Regarding the open-space requirement, she said: “It’s so much. It seems like the town wants total control over rural landowners’ land.” She suggested that the requirement would reduce property values.

“As a rural landowner, I’m going to go to the assessor’s office and say I’d like a reduction in my taxes,” Castle said.

Harris said he and his sister discovered the new regulations as they tried to finalize a boundary-line adjustment on the 176 acres they inherited when their mother passed away in 2016. The siblings are in the process of each building a home on the property.

Reviewing land records, they discovered that the property was actually three lots “eccentric in their geometries,” Harris explained. He and Herzberger sought to reconfigure the boundary lines to create similarly sized parcels with shapes that better follow natural features. Due to an easement his mother entered with Shelburne Farms in the 1990s, he noted that, despite its size, the property is limited to no more than five home lots.

But redrawing the lot lines triggered the need to go through the PUD process and designate a large portion of the property to remain open. Harris said that’s a difficult decision to make now.

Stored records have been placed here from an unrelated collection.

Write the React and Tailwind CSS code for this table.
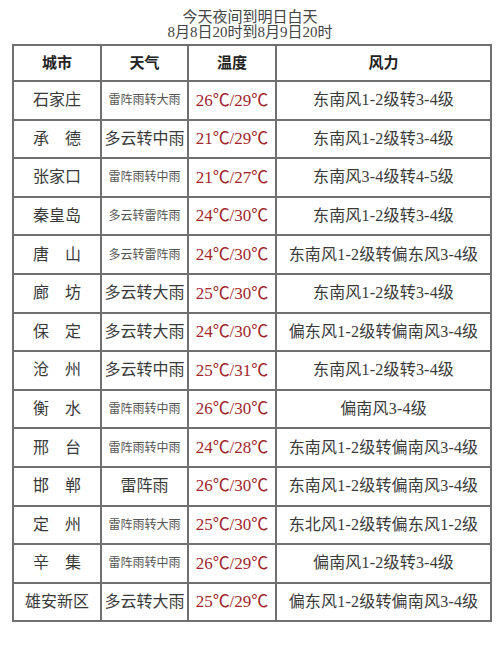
import React from "react";

const rows = [
  ["石家庄", "雷阵雨转大雨", "26℃/29℃", "东南风1-2级转3-4级", true],
  ["承　德", "多云转中雨", "21℃/29℃", "东南风1-2级转3-4级", false],
  ["张家口", "雷阵雨转中雨", "21℃/27℃", "东南风3-4级转4-5级", true],
  ["秦皇岛", "多云转雷阵雨", "24℃/30℃", "东南风1-2级转3-4级", true],
  ["唐　山", "多云转雷阵雨", "24℃/30℃", "东南风1-2级转偏东风3-4级", true],
  ["廊　坊", "多云转大雨", "25℃/30℃", "东南风1-2级转3-4级", false],
  ["保　定", "多云转大雨", "24℃/30℃", "偏东风1-2级转偏南风3-4级", false],
  ["沧　州", "多云转中雨", "25℃/31℃", "东南风1-2级转3-4级", false],
  ["衡　水", "雷阵雨转中雨", "26℃/30℃", "偏南风3-4级", true],
  ["邢　台", "雷阵雨转中雨", "24℃/28℃", "东南风1-2级转偏南风3-4级", true],
  ["邯　郸", "雷阵雨", "26℃/30℃", "东南风1-2级转偏南风3-4级", false],
  ["定　州", "雷阵雨转大雨", "25℃/30℃", "东北风1-2级转偏东风1-2级", true],
  ["辛　集", "雷阵雨转中雨", "26℃/29℃", "偏南风1-2级转3-4级", true],
  ["雄安新区", "多云转大雨", "25℃/29℃", "偏东风1-2级转偏南风3-4级", false],
];

const font = { fontFamily: '"Liberation Serif", "Noto Sans CJK SC", serif' };

export default function App() {
  return (
    <div className="w-[500px] h-[646px] bg-white text-[#3a3a3a]" style={font}>
      <div className="pt-[10px] text-center text-[15px] leading-[15px] text-[#444]">
        <div>今天夜间到明日白天</div>
        <div>8月8日20时到8月9日20时</div>
      </div>
      <table className="mt-[4px] ml-[12px] w-[478px] border-collapse table-fixed border-2 border-[#707070]">
        <colgroup>
          <col className="w-[88px]" />
          <col className="w-[87px]" />
          <col className="w-[88px]" />
          <col className="w-[215px]" />
        </colgroup>
        <thead>
          <tr className="h-[36px]">
            {["城市", "天气", "温度", "风力"].map((h) => (
              <th key={h} className="border-2 border-[#707070] text-[15px] font-bold text-[#222] text-center p-0">
                {h}
              </th>
            ))}
          </tr>
        </thead>
        <tbody>
          {rows.map(([city, weather, temp, wind, small]) => (
            <tr key={city} className="h-[38.6px]">
              <td className="border-2 border-[#707070] text-center text-[16px] p-0 whitespace-nowrap">{city}</td>
              <td className={`border-2 border-[#707070] text-center p-0 whitespace-nowrap ${small ? "text-[12px] text-[#555]" : "text-[16px]"}`}>
                {weather}
              </td>
              <td className="border-2 border-[#707070] text-center text-[17px] text-[#a1262c] p-0 whitespace-nowrap">{temp}</td>
              <td className="border-2 border-[#707070] text-center text-[16px] p-0 whitespace-nowrap tracking-[0.2px]">{wind}</td>
            </tr>
          ))}
        </tbody>
      </table>
    </div>
  );
}
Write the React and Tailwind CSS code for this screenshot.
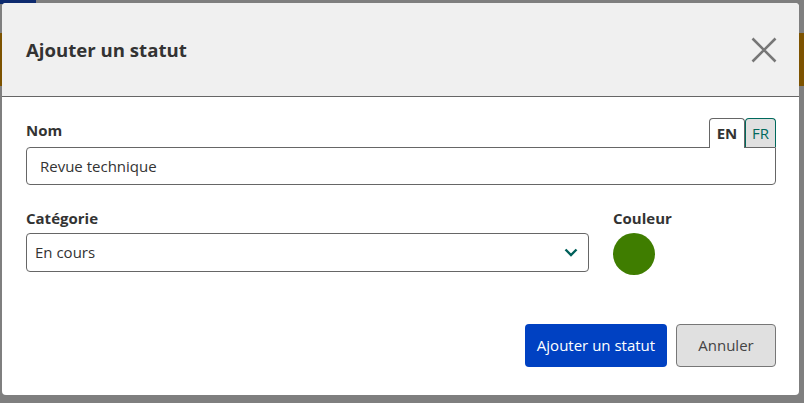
import React from "react";

export default function App() {
  return (
    <div
      className="relative w-[804px] h-[403px] overflow-hidden bg-[#7f7f7f]"
      style={{ fontFamily: '"Open Sans", "Liberation Sans", sans-serif' }}
    >
      {/* underlying page hints */}
      <div className="absolute left-0 top-0 w-[36px] h-[4px] bg-[#0d2a6e]" />
      <div className="absolute left-0 top-[33px] w-[804px] h-[53px] bg-[#7d5300]" />
      <div className="relative z-10 ml-[2px] mt-[3px] w-[797px] h-[392px] bg-white rounded-[4px] overflow-hidden flex flex-col">
        <div className="h-[94px] shrink-0 bg-[#f0f0f0] border-b border-[#666] flex items-center justify-between pl-[24px] pr-[22px]">
          <h2 className="text-[18.6px] font-bold text-[#333] mt-[1px]">Ajouter un statut</h2>
          <svg width="26" height="26" viewBox="0 0 26 26" className="mt-[1px]">
            <path d="M1.5 1.5 L24.5 24.5 M24.5 1.5 L1.5 24.5" stroke="#777" strokeWidth="2.6" fill="none" />
          </svg>
        </div>
        <div className="flex-1 flex flex-col pl-[24px] pr-[21px]">
          <div className="mt-[21px] flex items-end justify-between h-[29px]">
            <label className="text-[15px] font-bold text-[#333] mb-[6px]">Nom</label>
            <div className="flex h-[29px] mr-[2px]">
              <div className="w-[36px] h-[30px] bg-white border border-b-0 border-[#666] rounded-t-[4px] flex items-center justify-center text-[15px] font-bold text-[#333] relative z-10">
                EN
              </div>
              <div className="w-[31px] h-[29px] bg-[#e0e0e0] border border-b-0 border-[#00695c] rounded-t-[4px] flex items-center justify-center text-[15px] text-[#00695c]">
                FR
              </div>
            </div>
          </div>
          <div className="h-[38px] mr-[2px] border border-[#666] rounded-[4px] rounded-tr-none flex items-center pl-[13px] text-[15px] text-[#333]">
            Revue technique
          </div>
          <div className="mt-[23px] flex">
            <div className="w-[563px] flex flex-col">
              <label className="text-[15px] font-bold text-[#333] leading-[20px]">Catégorie</label>
              <div className="mt-[5px] h-[39px] border border-[#666] rounded-[4px] flex items-center justify-between pl-[8px] pr-[10px] text-[15px] text-[#333]">
                <span>En cours</span>
                <svg width="14" height="9" viewBox="0 0 14 9">
                  <path d="M1.5 1.5 L7 7 L12.5 1.5" stroke="#00605a" strokeWidth="2.4" fill="none" />
                </svg>
              </div>
            </div>
            <div className="ml-[24px] flex flex-col">
              <label className="text-[15px] font-bold text-[#333] leading-[20px]">Couleur</label>
              <div className="mt-[5px] w-[42px] h-[42px] rounded-full bg-[#3f7d00]" />
            </div>
          </div>
          <div className="mt-[49px] mr-[2px] flex justify-end gap-[9px]">
            <button className="h-[43px] w-[142px] bg-[#0041c2] text-white text-[15px] rounded-[4px]">
              Ajouter un statut
            </button>
            <button className="h-[43px] w-[100px] bg-[#e0e0e0] border border-[#777] text-[#444] text-[15px] rounded-[4px]">
              Annuler
            </button>
          </div>
        </div>
      </div>
    </div>
  );
}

“Our vision here is not to subdivide and create Spear Street. Our vision here is to bring the landscape to life in a new kind of way, but we want to preserve the flexibility to find out what that means,” he explained. “We just don’t know the answers at this point to be able to draw you a map and say this zone is never going to have anything in it – and it feels deeply unwise to do that at this point. But we don’t have another route given the town’s current zoning bylaws to do this simple boundary line adjustment.”

There was some discussion whether such a step should come under full PUD review, or whether it might be handled administratively. Planning Commission Vice Chair Andrew Everett looked to summarize the rationale behind the rule change.

“The town wants to protect the rural area and make it harder to develop there,” he said. “We don’t want five-acre McMansions everywhere. We’re trying to thread a needle at some level between protecting things while also not infringing on everybody’s rights. Did we get it perfectly right? I don’t know.”

Commissioner Kate Lalley said planners aimed for rules that would give landowners flexibility. “It is not our goal to create a very onerous system,” she said. “Sounds like we might have to go back to the drawing board.”

Everett said the commission wants to know whether people see negative impacts of the regulation changes in order to consider if adjustments may be needed. Pierce said the commission will continue discussing PUD issues, tentatively as soon as the April 11 meeting. The agenda was to be set by the end of this week and will be posted on the town website, Pierce said.

The commission make-up also is in transition. Last week was the last meeting for Susannah Kerest and the first for new commissioner Neil Curtis, who took the seat previously held by Asim Zia. Applications are being sought for Kerest’s seat.

Water policy and economic development

Shelburne Water Quality Superintendent Chris Robinson did a presentation for the planning commission explaining the work needed by the municipality to comply with state and federal stormwater regulations. He detailed many requirements that he oversees and noted that efforts will continue this summer to develop recommendations regarding stormwater compliance.

A committee that looked at the issue last year recommended forming a utility that would assess fees to landowners but the Shelburne Selectboard decided not to set that up yet. Robinson said the committee plans to work over the summer to draft a revised proposal for town officials to consider later this year.

The commission also heard from the newest member of the selectboard, Mike Ashooh, who was elected last month. Ashooh and Everett agreed that both bodies should communicate regarding priorities for the coming year, particularly since the commission recently completed work on updating the town plan.

The earlier topics of how to preserve open space and address stormwater are topics the selectboard also considers priorities, Ashooh said. Both he and Everett agreed that economic development is another top priority. They suggested that the Route 7 corridor will be a main focus as the Rice Lumber project nears completion. Voters in March agreed to pursue a partnership with Healthy Living market that could potentially locate a new fire and rescue station in that commercial area.